Prior to its dissolution into civil war, Marshall Tito had forged a unified Yugoslavia into the most prosperous economy in the old Communist block, people were educated, and there was much intermarriage among nationalities. Indeed, Tito himself was half Slovene and half Croat. To be sure, he was a ruthless leader and a virtual dictator who used the whip hand to contain local animosities, but few people would have predicted that Yugoslavia would collapse into a violent civil war after Tito died.
It is now clear that animosities remained beneath the surface, and one of the main factors breaking up Yugoslavia was the resentment on the part of the relatively richer Slovenes and Croats over having to transfer some of their scarce wealth to the relatively poorer Kosovars, Macedonians, Montenegrans, and Serbians. Those economic resentments (which were fanned by opportunistic outsiders as well as insiders in the 1980s and 90s) resurrected memories of past wrongs and atrocities, launching a downward spiral to disintegration, violence, and destruction not seen in Europe since World War II.
No doubt, Tito’s death in 1980 and the loss of his organizing genius was a major factor in the loosening of the bonds holding Yugoslavia together. Significantly, there is no statesman of comparable stature to forge a fiscal federation out of the EU, much less to make it endure. And EU governments are democracies that ultimately respond to popular emotional pressures, like ethnic resentments and the “otherness” of people who are somehow different.
I have spent 75% of my time living in Mediterranean over the last five years, and my conversations with many European friends, from all walks of life in both northern and southern Europe, make it quite clear to me that there is a widespread latent resentment among the inhabitants of the richer countries of the north over the the requirement to transfer money to relatively poorer countries in the South. That said, the overwhelming majority of Europeans from all parts of the EU favor the EU, and I would categorize these kinds of complaints as griping. I have seen no hints of threats or any tendency toward violence associated with these resentments. Until recently, it was common hear comments like, “It is a great time to be a European."
There is no question that a new and very different Europe and a new Europeaness is evolving, but that very newness may make it vulnerable to too massive a change. The history of the EU’s integration from the the tentative steps taken in 1950, suggests a pathway of incremental change is best. Indeed, it was the jump to a common currency that became become a source of the most serious crisis facing the EU itelf.
A full fiscal union would involve an even greater jump and a more drastic subordination of national identities than the monetary union.

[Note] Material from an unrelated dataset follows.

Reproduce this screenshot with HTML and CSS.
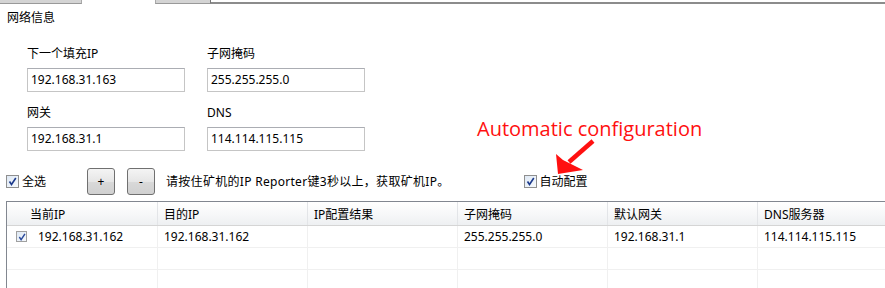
FILE: index.html
```html
<!DOCTYPE html>
<html lang="zh-CN">
<head>
    <meta charset="UTF-8">
    <title>网络信息</title>
    <link rel="stylesheet" href="styles.css">
</head>
<body>
    <!-- 上部タブ -->
    <div class="tabs">
        <span class="tab"></span>
        <span class="tab active"></span>
        <span class="tab small"></span>
        <span class="tabRest"></span>
    </div>

    <div class="panel">
        <div class="title">网络信息</div>

        <div class="fields">
            <div class="field">
                <div class="label">下一个填充IP</div>
                <div class="input">192.168.31.163</div>
            </div>
            <div class="field">
                <div class="label">子网掩码</div>
                <div class="input">255.255.255.0</div>
            </div>
            <div class="field">
                <div class="label">网关</div>
                <div class="input">192.168.31.1</div>
            </div>
            <div class="field">
                <div class="label">DNS</div>
                <div class="input">114.114.115.115</div>
            </div>
        </div>

        <div class="toolbar">
            <label class="check">
                <span class="box"><svg width="9" height="9" viewBox="0 0 9 9"><path d="M1.5 4.5 L3.5 7.5 L7.8 1" fill="none" stroke="#1c3a8c" stroke-width="1.6"/></svg></span>
                全选
            </label>
            <button class="btn plus">+</button>
            <button class="btn">-</button>
            <span class="hint">请按住矿机的IP Reporter键3秒以上，获取矿机IP。</span>
            <label class="check auto">
                <span class="box"><svg width="9" height="9" viewBox="0 0 9 9"><path d="M1.5 4.5 L3.5 7.5 L7.8 1" fill="none" stroke="#1c3a8c" stroke-width="1.6"/></svg></span>
                自动配置
            </label>
        </div>

        <div class="grid">
            <div class="row head">
                <div class="cell first">当前IP</div>
                <div class="cell">目的IP</div>
                <div class="cell">IP配置结果</div>
                <div class="cell">子网掩码</div>
                <div class="cell">默认网关</div>
                <div class="cell">DNS服务器</div>
            </div>
            <div class="row">
                <div class="cell first"><span class="box small"><svg width="8" height="8" viewBox="0 0 9 9"><path d="M1.5 4.5 L3.5 7.5 L7.8 1" fill="none" stroke="#2a4a9c" stroke-width="1.6"/></svg></span>192.168.31.162</div>
                <div class="cell">192.168.31.162</div>
                <div class="cell"></div>
                <div class="cell">255.255.255.0</div>
                <div class="cell">192.168.31.1</div>
                <div class="cell">114.114.115.115</div>
            </div>
            <div class="row">
                <div class="cell first"></div>
                <div class="cell"></div>
                <div class="cell"></div>
                <div class="cell"></div>
                <div class="cell"></div>
                <div class="cell"></div>
            </div>
            <div class="row">
                <div class="cell first"></div>
                <div class="cell"></div>
                <div class="cell"></div>
                <div class="cell"></div>
                <div class="cell"></div>
                <div class="cell"></div>
            </div>
        </div>
    </div>

    <!-- 注釈 -->
    <div class="note">Automatic configuration</div>
    <svg class="arrow" width="60" height="45" viewBox="540 135 60 45">
        <path d="M593 141 L569 162" stroke="#ff1010" stroke-width="4.5" fill="none"/>
        <polygon points="558,174 556,154 563,160 569,163 583,170" fill="#ff1010"/>
    </svg>
</body>
</html>
```

FILE: styles.css
```css
body {
    margin: 0;
    background: #fff;
    font-family: "Noto Sans", "Noto Sans CJK SC", sans-serif;
    font-size: 12px;
    color: #000;
    overflow: hidden;
    width: 885px;
    height: 288px;
    position: relative;
}

.tabs {
    display: flex;
    height: 4px;
}

.tab {
    width: 82px;
    background: #d4d4d4;
    border-bottom: 1px solid #999;
    border-right: 1px solid #aaa;
    box-sizing: border-box;
}

.tab.active {
    width: 73px;
    background: #fff;
    border: none;
}

.tab.small {
    width: 56px;
    border-left: 1px solid #aaa;
    border-right: 1px solid #777;
}

.tabRest {
    flex: 1;
    border-bottom: 2px solid #8c8c8c;
    height: 2px;
}

.panel {
    padding-left: 7px;
}

.title {
    margin-top: 4px;
    line-height: 20px;
}

.fields {
    display: grid;
    grid-template-columns: 180px 180px;
    row-gap: 12px;
    margin-top: 17px;
    margin-left: 20px;
}

.label {
    line-height: 18px;
    margin-bottom: 5px;
}

.input {
    width: 158px;
    height: 24px;
    box-sizing: border-box;
    border: 1px solid #c5c5c5;
    border-top-color: #abadb3;
    padding-left: 3px;
    line-height: 22px;
}

.toolbar {
    display: flex;
    align-items: center;
    height: 28px;
    margin-top: 16px;
    margin-left: -1px;
}

.check {
    display: flex;
    align-items: center;
    gap: 3px;
}

.box {
    width: 13px;
    height: 13px;
    box-sizing: border-box;
    border: 1px solid #8f8f8f;
    background: linear-gradient(135deg, #dfe9f5, #f6f9fc);
    display: inline-flex;
    align-items: center;
    justify-content: center;
}

.box.small {
    width: 11px;
    height: 11px;
    border-color: #a0a0a0;
    margin-right: 11px;
    margin-left: 3px;
}

.btn {
    width: 28px;
    height: 27px;
    border: 1px solid #707070;
    border-radius: 3px;
    background: linear-gradient(#f4f4f4, #e6e6e6 50%, #d9d9d9 51%, #d0d0d0);
    font-family: inherit;
    font-size: 12px;
    padding: 0;
    margin-left: 12px;
}

.btn.plus {
    margin-left: 41px;
}

.hint {
    margin-left: 11px;
    letter-spacing: 0.3px;
}

.check.auto {
    margin-left: 74px;
}

.grid {
    margin-top: 6px;
    margin-left: -1px;
    border-left: 1px solid #828790;
    border-top: 1px solid #828790;
    width: 910px;
}

.row {
    display: flex;
    height: 21px;
    border-bottom: 1px solid #f0f0f0;
}

.row.head {
    height: 23px;
    background: linear-gradient(#ffffff, #f7f8f9 50%, #eef0f2);
    border-bottom: 1px solid #d5d5d5;
}

.cell {
    width: 150px;
    border-right: 1px solid #f0f0f0;
    padding-left: 6px;
    box-sizing: border-box;
    display: flex;
    align-items: center;
}

.cell.first {
    width: 151px;
}

.head .cell {
    border-right-color: #e3e5e8;
}

.head .cell.first {
    padding-left: 23px;
}

.note {
    position: absolute;
    left: 477px;
    top: 115px;
    font-size: 20px;
    color: #ff1010;
    font-family: "Open Sans", sans-serif;
}

.arrow {
    position: absolute;
    left: 540px;
    top: 135px;
}
```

If significant minorities of people in the rich countries felt they were being treated unfairly by the imposition of a supranational authority, including the requirement to transfer funds to the poorer countries (via taxing and spending programs much like New Yorkers help to subsidize the poorer states in the south through the federal tax and spending system), opportunistic politicians may be tempted to fan the fires of national resentments by emphasizing the “otherness” of the poorer countries in southern or eastern Europe. This kind of demagoguery would be particularly potent during times of economic stress and insecurity.
If you think this line of argument is too much of a stretch, given the postwar history of Europe, just look at the link between the fanning of resentments to the most recent incarnation of paranoid political extremism in the United States. Might a similar process put a political sequence of action and reaction into place that eventually intensifies to a level that kills the EU goose that laid the golden egg?
Krugman ignores the implications of the dangers posed by this kind of interplay of chance and necessity in his assessment of Option #4. Had he considered them, Option #3, or retreating from the Euro (but keeping the customs union, open borders, free movement of capital and labour, and the harmonization of standards and regulations, etc), while painful in the short term, might look a little better when viewed over the long term. A return to a degree of sovereign currencies in an EU context (perhaps in some kind of form of tiered Euros, coupled with some quasi-fiscal coordination?) may pose a better chance for putting the EU political economy on a more sustainable evolutionary pathway toward integration over the long term. Moreover, given the already widespread use of modern electronic funds transfer capabilities ranging from ATM machines to international bond sales, the major inconveniences of working with separate currencies would be relegated to the past.